What is the future outlook for Southwest Airlines after 737 concerns?

Last week’s near disaster involving a Southwest Boeing 737 is posing a concern not just for the Dallas-based carrier, but for the airline industry as a whole. Andrew Schneider has the story

Southwest Airlines Edmund Greenslet, publisher of The Airline Monitor, says that in 2009, the last year for which data are available, Southwest averaged 5.6 takeoff and landing cycles a day for its Boeing 737s. That compares to an industry average of 4.

“So if there is a structural issue due to age and usage, Southwest will be the first airline to experience it. They are, in effect, the point.”

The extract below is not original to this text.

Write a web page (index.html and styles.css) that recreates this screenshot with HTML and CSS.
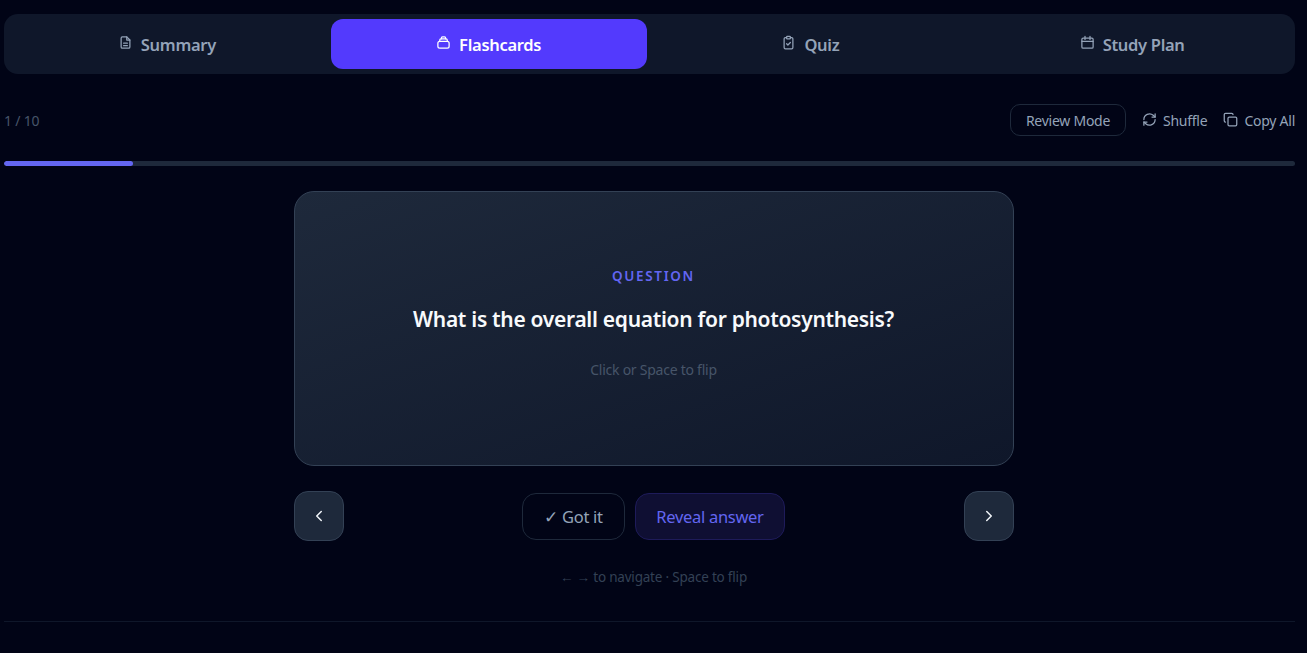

In addition to being the workhorse of Southwest’s fleet, the 737 happens to be the mostly widely used jet in the world.

The Federal Aviation Administration said Monday it will require inspection for cracks of older 737s that have flown more than 30,000 cycles. Tom Parsons, CEO of Arlington-based travel website, says that Southwest’s move to ground its older 737s ahead of that directive will help the airline quickly recover its reputation for safety.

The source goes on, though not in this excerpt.